Je l’ai vite dévoilé à mes amis proches : difficile de cacher la réalité aux gens que l’on voit tous les jours. A ceux que je ne sens pas assez ouverts d’esprit, je dis que je fais des ventes à domicile, ce qui justifie mes déplacements fréquents.


En général, ils ne posent pas trop de questions. Au pire, s’ils l’apprennent, j’ai appris avec le temps à me moquer du regard des autres. Mes amis qui sont au courant ont eu un peu de mal à digérer la nouvelle au départ, mais maintenant qu’ils ont compris que cela me convenait parfaitement, ils l’acceptent sans problème.


Beaucoup me demandent comment je ferai lorsque que j’aurai un petit ami, et que celui-ci n’acceptera pas mon travail. La réponse est simple : le jour où je rencontrerai quelqu’un dont je tomberai vraiment amoureuse, je lâcherai mon travail sans problème. Je n’aurais pas besoin de ce travail éternellement.


Pour l’instant, ce jour n’est pas arrivé.

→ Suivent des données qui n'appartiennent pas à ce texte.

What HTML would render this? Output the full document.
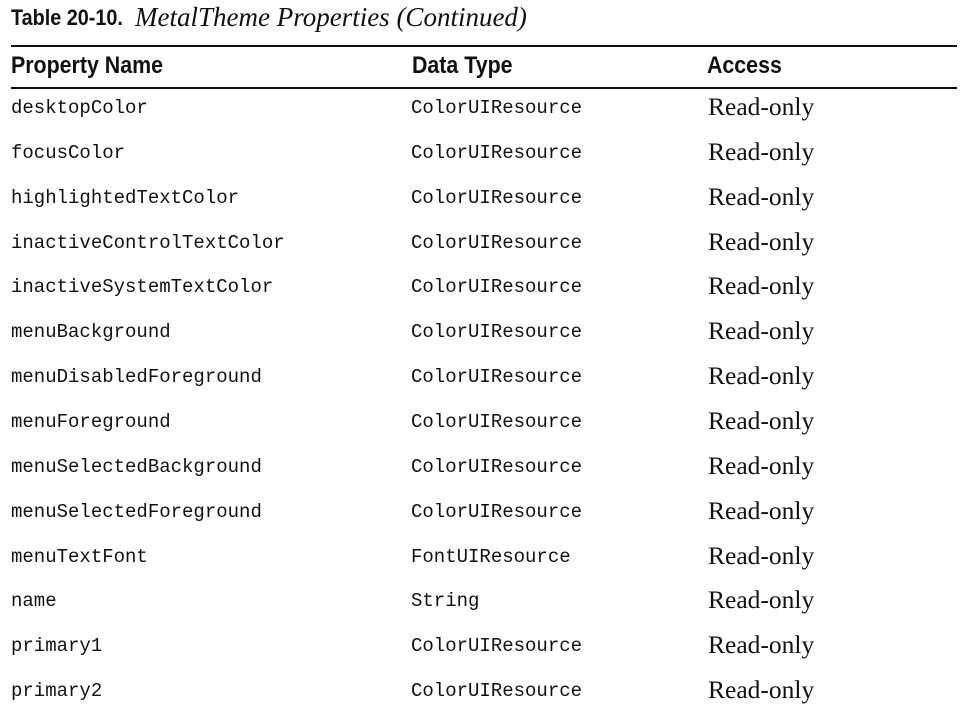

En tout cas, ce qui est sûr, c’est que ce ne sera pas quelqu’un rencontré dans le cadre de mon travail d’escorte ! »


« En rétrospective, je ne regrette rien ! »


« En résumé, si je devais résumer mon travail, je dirais juste qu’il faut savoir être sûre de soi, et sûre de ce que l’on veut. Il ne faut pas avoir peur de s’affirmer si l’on ne veut pas se faire marcher sur les pieds.


Je ne vais pas vous dire que c’est un métier où tout est rose tous les jours, mais après tout, est ce qu’il existe vraiment un métier où tout se passe toujours pour le mieux ? »


Note de Diana

Je tiens à préciser que cet article est un témoignage. Féministe dans l'âme, et bien que je puisse comprendre les motivations et raisons de Carlie, je ne cautionne pas tout pour autant. Cependant je salue la prudence de cette dernière. Bref, si je trouve le point de vue intéressant à partager, je ne pourrait pas faire ce métier. Libre à chacune se faire sa propre idée et de se lancer.